Shortly afterwards, Mr Jafri’s wife, Zakia, watched in horror from a balcony as rioters marched her husband naked from their home and chopped off his fingers, hands, arms and head.”
This is a story that Indian newspapers have rarely touched and as the elections have approached it has been all but forgotten. It is, therefore, a mystery as to why the Telegraph finds it newsworthy.
The Financial Times
The only pink paper in our list has a piece by the FT’s Delhi correspondent in 2002, Edward Luce. Titled "NarendraModi: India’s Jekyll and Hyde”, Luce recounts the “inflammatory rhetoric” Modi displayed after the Godhra incident, especially noting his use of Newton’s Third Law to signal that he was fine with violence. “No one, Indian or foreigner, who covered the following, gruesome, 72 hours, was in any doubt about the meaning of Mr Modi’s signal.”

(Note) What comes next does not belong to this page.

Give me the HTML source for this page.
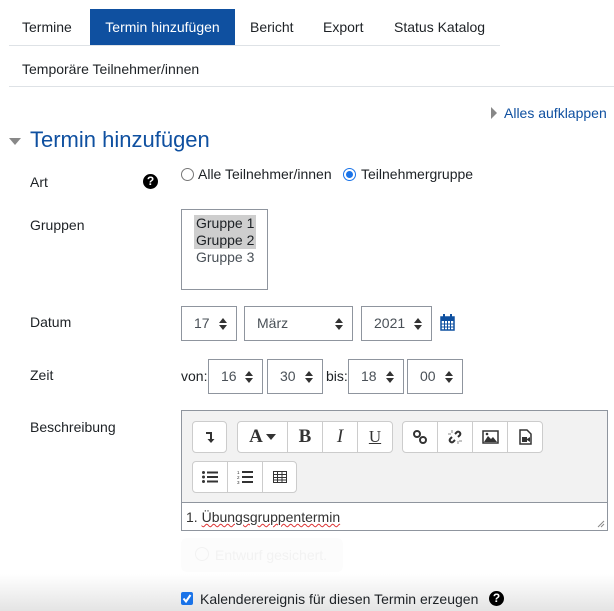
<!DOCTYPE html>
<html><head><meta charset="utf-8"><style>
*{box-sizing:border-box;margin:0;padding:0}
body{width:614px;height:611px;position:relative;overflow:hidden;background:#fff;font-family:"Liberation Sans",sans-serif;font-size:14px;color:#1d2125}
.a{position:absolute;white-space:nowrap}
.grad{position:absolute;left:0;top:574px;width:614px;height:37px;background:linear-gradient(#fff,#e4e4e4)}
.sel{position:absolute;border:1px solid #8f959e;height:35px;background:#fff;color:#495057;font-size:14px;line-height:33px;padding-left:12px}
.sel svg{position:absolute;right:9px;top:11px}
.btn{position:absolute;border:1px solid #ccc;background:#fff;height:32px}
.btn div{position:absolute;top:0;height:30px;border-right:1px solid #ccc;display:flex;align-items:center;justify-content:center}
.btn div:last-child{border-right:none}
.help{position:absolute;width:15px;height:15px;border-radius:50%;background:#000;color:#fff;font-size:12px;font-weight:bold;text-align:center;line-height:15px}
</style></head><body>
<div class="grad"></div>
<div class="a" style="left:9px;top:45px;width:491px;height:1px;background:#dee2e6"></div>
<div class="a" style="left:22px;top:19px">Termine</div>
<div class="a" style="left:90px;top:9px;width:145px;height:36px;background:#0f50a0;color:#fff;line-height:36px;text-align:center">Termin hinzufügen</div>
<div class="a" style="left:250px;top:19px">Bericht</div>
<div class="a" style="left:323px;top:19px">Export</div>
<div class="a" style="left:394px;top:19px">Status Katalog</div>
<div class="a" style="left:22px;top:61px">Temporäre Teilnehmer/innen</div>
<div class="a" style="left:9px;top:86px;width:605px;height:1px;background:#dee2e6"></div>
<svg class="a" style="left:491px;top:107px" width="6" height="12"><path d="M0 0L6 6L0 12Z" fill="#888"/></svg>
<div class="a" style="left:504px;top:105px;color:#0f50a0">Alles aufklappen</div>
<svg class="a" style="left:9px;top:138px" width="12" height="7"><path d="M0 0H12L6 7Z" fill="#888"/></svg>
<div class="a" style="left:30px;top:127px;font-size:22px;color:#0f50a0">Termin hinzufügen</div>
<div class="a" style="left:30px;top:174px">Art</div>
<div class="help" style="left:143px;top:174px">?</div>
<div class="a" style="left:181px;top:168px;width:13px;height:13px;border:1px solid #777;border-radius:50%"></div>
<div class="a" style="left:198px;top:166px">Alle Teilnehmer/innen</div>
<div class="a" style="left:343px;top:168px;width:13px;height:13px;border:1px solid #1a73e8;border-radius:50%;background:#fff"><div style="margin:2px;width:7px;height:7px;border-radius:50%;background:#1a73e8"></div></div>
<div class="a" style="left:361px;top:166px">Teilnehmergruppe</div>
<div class="a" style="left:30px;top:217px">Gruppen</div>
<div class="a" style="left:181px;top:209px;width:87px;height:81px;border:1px solid #8f959e"></div>
<div class="a" style="left:194px;top:215px;width:62px;height:34px;background:#cecece"></div>
<div class="a" style="left:196px;top:215px;line-height:17px">Gruppe 1<br>Gruppe 2<br><span style="color:#495057">Gruppe 3</span></div>
<div class="a" style="left:30px;top:314px">Datum</div>
<div class="sel" style="left:181px;top:306px;width:56px">17<svg width="8" height="12"><path d="M0 5L4 0L8 5ZM0 7L4 12L8 7Z" fill="#333"/></svg></div>
<div class="sel" style="left:244px;top:306px;width:109px">März<svg width="8" height="12"><path d="M0 5L4 0L8 5ZM0 7L4 12L8 7Z" fill="#333"/></svg></div>
<div class="sel" style="left:361px;top:306px;width:71px">2021<svg width="8" height="12"><path d="M0 5L4 0L8 5ZM0 7L4 12L8 7Z" fill="#333"/></svg></div>
<svg class="a" style="left:440px;top:314px" width="15" height="17"><path d="M1 3H14V16H1Z" fill="none" stroke="#0f50a0" stroke-width="1.5"/><path d="M1 3H14V7H1Z" fill="#0f50a0"/><path d="M4 0V4M11 0V4" stroke="#0f50a0" stroke-width="2"/><path d="M1 10H14M1 13H14M4.5 7V16M7.5 7V16M10.5 7V16" stroke="#0f50a0" stroke-width="1"/></svg>
<div class="a" style="left:30px;top:367px">Zeit</div>
<div class="a" style="left:181px;top:368px">von:</div>
<div class="sel" style="left:208px;top:359px;width:55px">16<svg width="8" height="12"><path d="M0 5L4 0L8 5ZM0 7L4 12L8 7Z" fill="#333"/></svg></div>
<div class="sel" style="left:267px;top:359px;width:56px">30<svg width="8" height="12"><path d="M0 5L4 0L8 5ZM0 7L4 12L8 7Z" fill="#333"/></svg></div>
<div class="a" style="left:326px;top:368px">bis:</div>
<div class="sel" style="left:348px;top:359px;width:56px">18<svg width="8" height="12"><path d="M0 5L4 0L8 5ZM0 7L4 12L8 7Z" fill="#333"/></svg></div>
<div class="sel" style="left:407px;top:359px;width:56px">00<svg width="8" height="12"><path d="M0 5L4 0L8 5ZM0 7L4 12L8 7Z" fill="#333"/></svg></div>
<div class="a" style="left:30px;top:419px">Beschreibung</div>
<div class="a" style="left:181px;top:410px;width:427px;height:121px;border:1px solid #8f959e;background:#f2f2f2"></div>
<div class="a" style="left:182px;top:502px;width:425px;height:28px;background:#fff;border-top:1px solid #8f959e"></div>
<div class="a" style="left:186px;top:509px;color:#333">1. <span style="text-decoration:underline wavy #d33;text-decoration-thickness:1px">Übungsgruppentermin</span></div>
<svg class="a" style="left:597px;top:520px" width="8" height="8"><path d="M7 1L1 7M7 4L4 7" stroke="#888"/></svg>
<div class="btn" style="left:192px;top:421px;width:35px;border-radius:4px"><div style="left:0;width:33px"><svg width="10" height="12"><path d="M1 2H6V10" fill="none" stroke="#333" stroke-width="2"/><path d="M2.5 8H9.5L6 12Z" fill="#333"/></svg></div></div>
<div class="btn" style="left:237px;top:421px;width:156px;border-radius:4px">
<div style="left:0;width:50px;font-family:'Liberation Serif',serif;font-weight:bold;font-size:19px;color:#333">A<svg width="10" height="6" style="margin-left:3px"><path d="M0 0H10L5 6Z" fill="#333"/></svg></div>
<div style="left:50px;width:35px;font-family:'Liberation Serif',serif;font-weight:bold;font-size:19px;color:#333">B</div>
<div style="left:85px;width:35px;font-family:'Liberation Serif',serif;font-style:italic;font-size:19px;color:#333">I</div>
<div style="left:120px;width:34px;font-family:'Liberation Serif',serif;font-size:17px;color:#333;text-decoration:underline">U</div></div>
<div class="btn" style="left:402px;top:421px;width:141px;border-radius:4px">
<div style="left:0;width:35px"><svg width="14" height="14"><circle cx="4" cy="4" r="3" fill="none" stroke="#333" stroke-width="2"/><circle cx="10" cy="10" r="3" fill="none" stroke="#333" stroke-width="2"/></svg></div>
<div style="left:35px;width:35px"><svg width="16" height="16"><path d="M8 5L10 3A2.2 2.2 0 0 1 13 6L11 8" fill="none" stroke="#333" stroke-width="2"/><path d="M8 11L6 13A2.2 2.2 0 0 1 3 10L5 8" fill="none" stroke="#333" stroke-width="2"/><path d="M5 1V4M1 5H4M12 12H15M11 12V15" stroke="#888"/></svg></div>
<div style="left:70px;width:35px"><svg width="17" height="14"><rect x="1" y="1" width="15" height="12" fill="none" stroke="#333" stroke-width="1.5"/><path d="M2 12L6 6L9 9L11 7L15 12Z" fill="#333"/><circle cx="5" cy="4" r="1.3" fill="#333"/></svg></div>
<div style="left:105px;width:34px"><svg width="13" height="16"><path d="M1 1H8L12 5V15H1Z" fill="none" stroke="#333" stroke-width="1.5"/><path d="M3 8H8V13H3ZM8 10L11 8V13L8 11Z" fill="#333"/></svg></div></div>
<div class="btn" style="left:192px;top:461px;width:105px;border-radius:4px">
<div style="left:0;width:35px"><svg width="16" height="12"><circle cx="1.5" cy="1.5" r="1.5" fill="#333"/><circle cx="1.5" cy="6" r="1.5" fill="#333"/><circle cx="1.5" cy="10.5" r="1.5" fill="#333"/><path d="M5 1.5H16M5 6H16M5 10.5H16" stroke="#333" stroke-width="2"/></svg></div>
<div style="left:35px;width:35px"><svg width="16" height="14"><text x="0" y="4" font-size="4.5" fill="#333" font-family="Liberation Sans">1</text><text x="0" y="9" font-size="4.5" fill="#333" font-family="Liberation Sans">2</text><text x="0" y="14" font-size="4.5" fill="#333" font-family="Liberation Sans">3</text><path d="M5 2H16M5 7H16M5 12H16" stroke="#333" stroke-width="2"/></svg></div>
<div style="left:70px;width:34px"><svg width="14" height="12"><rect x="0.5" y="0.5" width="13" height="11" fill="none" stroke="#333"/><path d="M0 3.5H14M0 6.5H14M0 9H14M4.5 0V12M9 0V12" stroke="#333"/></svg></div></div>
<div class="a" style="left:181px;top:538px;width:162px;height:34px;background:#fcfcfc;border-radius:6px"></div>
<div class="a" style="left:195px;top:547px;width:14px;height:14px;border:1px solid #f2f2f2;border-radius:50%"></div>
<div class="a" style="left:215px;top:547px;color:#f2f2f2">Entwurf gesichert.</div>
<div class="a" style="left:181px;top:592px;width:12px;height:13px;background:#1a73e8;border-radius:2px"><svg width="12" height="13" style="display:block"><path d="M2.5 6.5L5 9.5L9.5 3" fill="none" stroke="#fff" stroke-width="2"/></svg></div>
<div class="a" style="left:200px;top:591px">Kalenderereignis für diesen Termin erzeugen</div>
<div class="help" style="left:489px;top:591px">?</div>
</body></html>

He ends with asking “whether Modi is a Margaret Thatcher or an Adolf Hitler” and “suspects” it’s the latter, warning that “either way, I would rather not take the risk of finding out”.
The Daily Caller
That is not to say that it’s all been negative for Modi. David Cohen, writing in the The Daily Caller, takes a strong stand and says that “Modi took several steps to protect the besieged Muslim communities, including imposing curfews, issuing shoot-on-sight orders against rioters, and calling in the army.”
What’s that you say? You’ve never heard of this newspaper before? Worry not, you’re in good company. I hadn’t either. It’s not really mainstream, being a small website based out of Washington. Not that there’s anything wrong in being small, of course.
Admittedly, just because The New York Times, Foreign Policy, The Guardian, The Economist, The Telegraph, The Financial Times and the Indian media from a few years back agree on something doesn’t mean its correct. Maybe the Indian media’s new opinion about Modi is correct. Or maybe no one is correct. With a man accused of mass murder, a front runner to become PM, I say this is a good as time as any to go post-modern. After all, you might talk of massacres and genocides and clean chits, but, my good man, really, what is truth anyway?